● Goal
Copy from the first line below down to and including the line with "const TABS = ['Meeting". Skip the pictures.

● Data excerpt

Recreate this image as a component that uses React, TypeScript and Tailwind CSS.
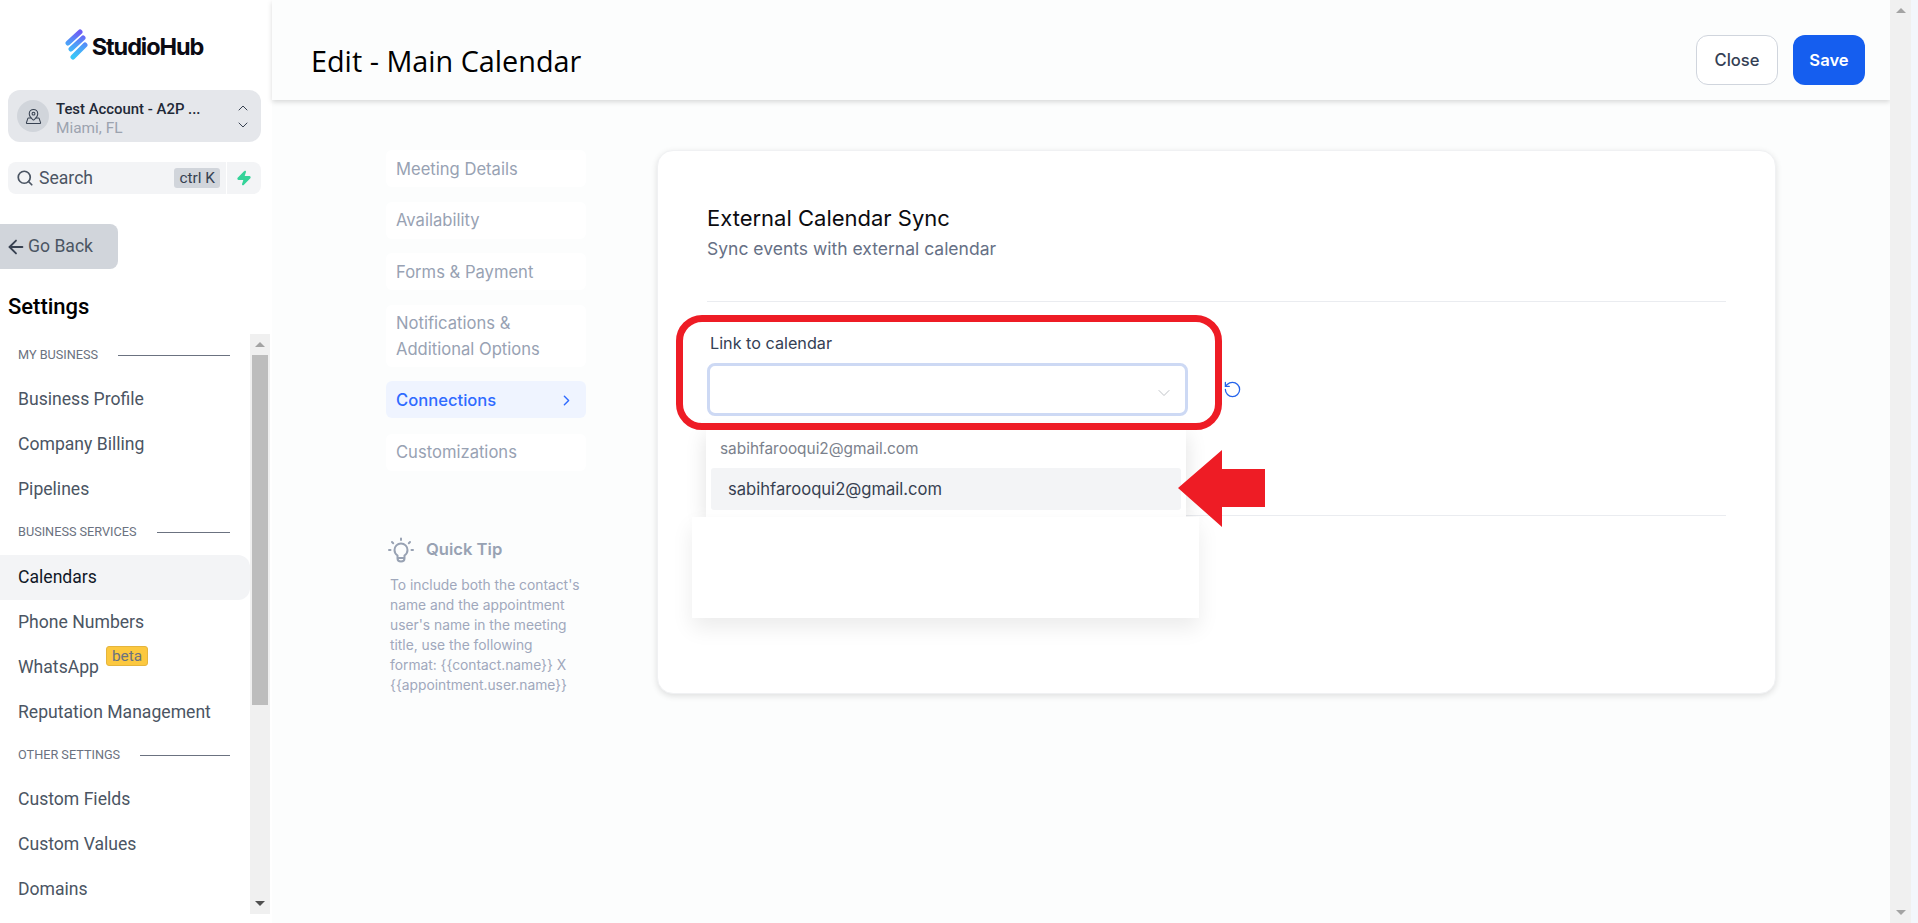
import { ArrowLeft, ChevronDown, ChevronRight, ChevronUp, MapPinned, RotateCcw, Search, Zap } from 'lucide-react';

const TABS = ['Meeting Details', 'Availability', 'Forms & Payment'];

function SectionLabel({ label }: { label: string }) {
  return (
    <div className="flex h-[18px] items-center gap-[20px] pl-[18px] pr-[20px] text-[12.7px] text-[#6b7280]">
      <span className="whitespace-nowrap">{label}</span>
      <span className="h-px flex-1 bg-[#6b7280]" />
    </div>
  );
}

function NavItem({ label, active, badge }: { label: string; active?: boolean; badge?: boolean }) {
  return (
    <div className={`flex h-[45px] items-center pl-[18px] text-[17.6px] ${active ? 'rounded-r-xl bg-[#f3f4f6] text-[#111827]' : 'text-[#4b5563]'}`}>
      {label}
      {badge && (
        <span className="mb-[23px] ml-[7px] rounded-[3px] border border-[#e5b53d] bg-[#fcc83f] px-[5px] text-[15.4px] leading-[18px] text-[#6b7280]">beta</span>
      )}
    </div>
  );
}

function Sidebar() {
  return (
    <aside className="flex h-[923px] w-[272px] shrink-0 flex-col bg-white font-['Roboto',sans-serif]">
      <div className="flex h-[90px] items-start justify-center pt-[28px] pr-[5px]">
        <svg width="24" height="32" viewBox="0 0 24 32" className="mr-[4px]">
          <defs>
            <linearGradient id="logoGrad" x1="0.6" y1="0" x2="0.4" y2="1">
              <stop offset="0" stopColor="#6d5ef5" />
              <stop offset="0.5" stopColor="#4f9bf8" />
              <stop offset="1" stopColor="#38c6f8" />
            </linearGradient>
          </defs>
          <path d="M16 4L4 15M19 10L7 21M21 17L9 29" fill="none" stroke="url(#logoGrad)" strokeWidth="5" strokeLinecap="round" />
        </svg>
        <span className="mt-[4px] font-['Inter',sans-serif] text-[23.5px] leading-[29px] font-bold tracking-[-1.1px] text-[#0b0b14]">StudioHub</span>
      </div>

      <div className="ml-[8px] mr-[11px] flex h-[52px] items-center rounded-xl bg-[#e5e7eb] pl-[9px] pr-[10px]">
        <div className="flex h-[32px] w-[32px] shrink-0 items-center justify-center rounded-full bg-[#d1d5db]">
          <MapPinned size={17} strokeWidth={1.5} className="text-[#374151]" />
        </div>
        <div className="ml-[7px] min-w-0 flex-1 pt-[4px]">
          <div className="whitespace-nowrap text-[14.9px] leading-[19px] font-medium text-[#1f2937]">Test Account - A2P ...</div>
          <div className="text-[15.4px] leading-[18px] text-[#9ca3af]">Miami, FL</div>
        </div>
        <div className="flex flex-col gap-[1px] text-[#374151]">
          <ChevronUp size={16} strokeWidth={1.5} />
          <ChevronDown size={16} strokeWidth={1.5} />
        </div>
      </div>

      <div className="ml-[8px] mr-[11px] mt-[20px] flex h-[32px] gap-[1px]">
        <div className="flex flex-1 items-center rounded-l-lg bg-[#f3f4f6] pl-[8px] pr-[6px]">
          <Search size={18} strokeWidth={2.3} className="text-[#4b5563]" />
          <span className="ml-[5px] flex-1 text-[17.6px] text-[#4b5563]">Search</span>
          <span className="rounded-[3px] bg-[#d1d5db] px-[5px] text-[15.4px] leading-[20px] text-[#374151]">ctrl K</span>
        </div>
        <div className="flex w-[34px] items-center justify-center rounded-r-lg bg-[#f3f4f6]">
          <Zap size={16} className="fill-[#34d399] text-[#34d399]" />
        </div>
      </div>

      <div className="mt-[30px] flex h-[45px] w-[118px] items-center gap-[1px] rounded-r-lg bg-[#d1d5db] pl-[5px] text-[17.6px] text-[#4b5563]">
        <ArrowLeft size={22} strokeWidth={2} className="text-[#374151]" />
        Go Back
      </div>

      <h2 className="mt-[25px] pl-[8px] text-[22px] leading-[26px] font-medium text-black">Settings</h2>

      <div className="mt-[14px] mr-[2px] flex min-h-0 flex-1 pb-[9px]">
        <div className="min-w-0 flex-1 overflow-hidden pt-[12px]">
          <SectionLabel label="MY BUSINESS" />
          <div className="h-[13px]" />
          <NavItem label="Business Profile" />
          <NavItem label="Company Billing" />
          <NavItem label="Pipelines" />
          <div className="h-[11px]" />
          <SectionLabel label="BUSINESS SERVICES" />
          <div className="h-[14px]" />
          <NavItem label="Calendars" active />
          <NavItem label="Phone Numbers" />
          <NavItem label="WhatsApp" badge />
          <NavItem label="Reputation Management" />
          <div className="h-[11px]" />
          <SectionLabel label="OTHER SETTINGS" />
          <div className="h-[13px]" />
          <NavItem label="Custom Fields" />
          <NavItem label="Custom Values" />
          <NavItem label="Domains" />
        </div>
        <div className="flex w-[20px] shrink-0 flex-col bg-[#f0f0f0] px-[2px]">
          <div className="flex h-[21px] items-center justify-center">
            <span className="h-0 w-0 border-x-[5px] border-b-[5px] border-x-transparent border-b-[#a3a3a3]" />
          </div>
          <div className="h-[350px] bg-[#bdbdbd]" />
          <div className="flex-1" />
          <div className="flex h-[21px] items-center justify-center">
            <span className="h-0 w-0 border-x-[5px] border-t-[5px] border-x-transparent border-t-[#505050]" />
          </div>
        </div>
      </div>
    </aside>
  );
}

function TabItem({ label }: { label: string }) {
  return <div className="flex h-[37px] items-center rounded-md bg-white px-[10px] pt-[1px] text-[16.6px] text-[#98a2b3]">{label}</div>;
}

function LeftTabs() {
  return (
    <div className="w-[200px] shrink-0">
      <div className="flex flex-col gap-[14.5px]">
        {TABS.map((t) => (
          <TabItem key={t} label={t} />
        ))}
        <div className="flex h-[62px] items-center rounded-md bg-white px-[10px] pt-[1px] text-[16.6px] leading-[26px] text-[#98a2b3]">
          <span>
            Notifications &<br />
            Additional Options
          </span>
        </div>
        <div className="flex h-[37px] items-center justify-between rounded-md bg-[#eff4ff] pl-[10px] pr-[11px] pt-[1px] text-[16.6px] font-medium text-[#2f6bff]">
          Connections
          <ChevronRight size={17} />
        </div>
        <div className="pt-[1px]">
          <TabItem label="Customizations" />
        </div>
      </div>

      <div className="mt-[66px] flex items-center gap-[12px] pl-[2px] text-[#98a2b3]">
        <svg width="26" height="26" viewBox="0 0 26 26" fill="none" stroke="currentColor" strokeWidth="2" strokeLinecap="round">
          <path d="M13 1.5V3M4 5L5.2 6.2M22 5L20.8 6.2M1 13H2.5M23.5 13H25" />
          <path d="M9.5 18.5C7.6 17.2 6.5 15.2 6.5 13C6.5 9.4 9.4 6.5 13 6.5C16.6 6.5 19.5 9.4 19.5 13C19.5 15.2 18.4 17.2 16.5 18.5V21.5C16.5 23 15.3 24.5 13 24.5C10.7 24.5 9.5 23 9.5 21.5Z" />
          <path d="M10 21H16" />
        </svg>
        <span className="text-[16.6px] font-semibold">Quick Tip</span>
      </div>
      <p className="mt-[12px] w-[200px] pl-[4px] text-[13.8px] leading-[20px] text-[#a0a8bc]">
        To include both the contact's name and the appointment user's name in the meeting title, use the following
        <br />
        format: {'{{contact.name}}'} X {'{{appointment.user.name}}'}
      </p>
    </div>
  );
}

function SyncCard() {
  return (
    <div className="relative h-[544px] w-[1119px] shrink-0 rounded-2xl border border-[#f0f1f3] bg-white px-[49px] pt-[52px] shadow-[0_2px_6px_rgba(0,0,0,0.12)]">
      <h3 className="text-[22px] leading-[30px] text-[#0b0b0f]">External Calendar Sync</h3>
      <p className="mt-[4px] text-[17.5px] leading-[24px] text-[#667085]">Sync events with external calendar</p>
      <div className="mt-[40px] h-px bg-[#eaecf0]" />

      <div className="mt-[29px] pl-[3px] text-[16.2px] leading-[24px] text-[#344054]">Link to calendar</div>
      <div className="mt-[8px] flex items-center">
        <div className="flex h-[53px] w-[481px] items-center justify-end rounded-lg border-[3px] border-[#cdd9f4] bg-white pr-[11px]">
          <ChevronDown size={20} strokeWidth={1.1} className="mt-[7px] text-[#b9bcc2]" />
        </div>
        <RotateCcw size={19} strokeWidth={1.6} className="ml-[35px] text-[#2563eb]" />
      </div>

      <div className="mt-[99px] h-px bg-[#eaecf0]" />

      {/* dropdown, sits over the card */}
      <div className="absolute top-[278px] left-[48px] h-[88px] w-[480px] bg-white shadow-[0_6px_20px_rgba(0,0,0,0.12)]">
        <div className="flex h-[39px] items-center pl-[14px] text-[15.4px] text-[#7b818c]">sabihfarooqui2@gmail.com</div>
        <div className="mx-[5px] flex h-[42px] items-center rounded-[3px] bg-[#f3f4f6] pl-[17px] text-[16.6px] text-[#374151]">sabihfarooqui2@gmail.com</div>
      </div>
      <div className="absolute top-[366px] left-[34px] h-[101px] w-[507px] bg-white shadow-[0_10px_20px_rgba(0,0,0,0.08)]" />
    </div>
  );
}

export default function App() {
  return (
    <div className="relative flex h-[923px] w-[1918px] overflow-hidden bg-[#f3f6fb] font-['Inter',sans-serif]">
      <Sidebar />
      <main className="flex h-[923px] w-[1618px] shrink-0 flex-col bg-[#fcfdfd]">
        <header className="flex h-[100px] shrink-0 items-center justify-between bg-[#fcfdfd] pl-[39px] pr-[25px] pt-[21px] shadow-[0_2px_5px_rgba(0,0,0,0.15)]">
          <h1 className="font-['Open_Sans',sans-serif] text-[28.8px] text-black">Edit - Main Calendar</h1>
          <div className="mb-[1px] flex gap-[15px]">
            <button className="h-[50px] w-[82px] rounded-xl border border-[#d0d5dd] bg-white text-[16.6px] font-medium text-[#344054]">Close</button>
            <button className="h-[50px] w-[72px] rounded-xl bg-[#155eef] text-[16.6px] font-semibold text-white">Save</button>
          </div>
        </header>
        <div className="flex gap-[71px] pl-[114px] pt-[50px]">
          <LeftTabs />
          <SyncCard />
        </div>
      </main>
      <div className="flex w-[21px] shrink-0 flex-col justify-between bg-[#f0f0f0]">
        <div className="flex h-[21px] items-center justify-center">
          <span className="h-0 w-0 border-x-[5px] border-b-[5px] border-x-transparent border-b-[#a3a3a3]" />
        </div>
        <div className="flex h-[21px] items-center justify-center">
          <span className="h-0 w-0 border-x-[5px] border-t-[5px] border-x-transparent border-t-[#a3a3a3]" />
        </div>
      </div>

      {/* red annotation over the picture */}
      <div className="absolute top-[315px] left-[676px] h-[115px] w-[546px] rounded-[26px] border-[7px] border-[#ee1c25]" />
      <svg className="absolute top-[450px] left-[1178px]" width="88" height="78" viewBox="0 0 88 78">
        <path d="M0 38L44 0V19H87V57H44V77Z" fill="#ee1c25" />
      </svg>
    </div>
  );
}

● Answer
Recreate this image as a component that uses React, TypeScript and Tailwind CSS.
import { ArrowLeft, ChevronDown, ChevronRight, ChevronUp, MapPinned, RotateCcw, Search, Zap } from 'lucide-react';

const TABS = ['Meeting Details', 'Availability', 'Forms & Payment'];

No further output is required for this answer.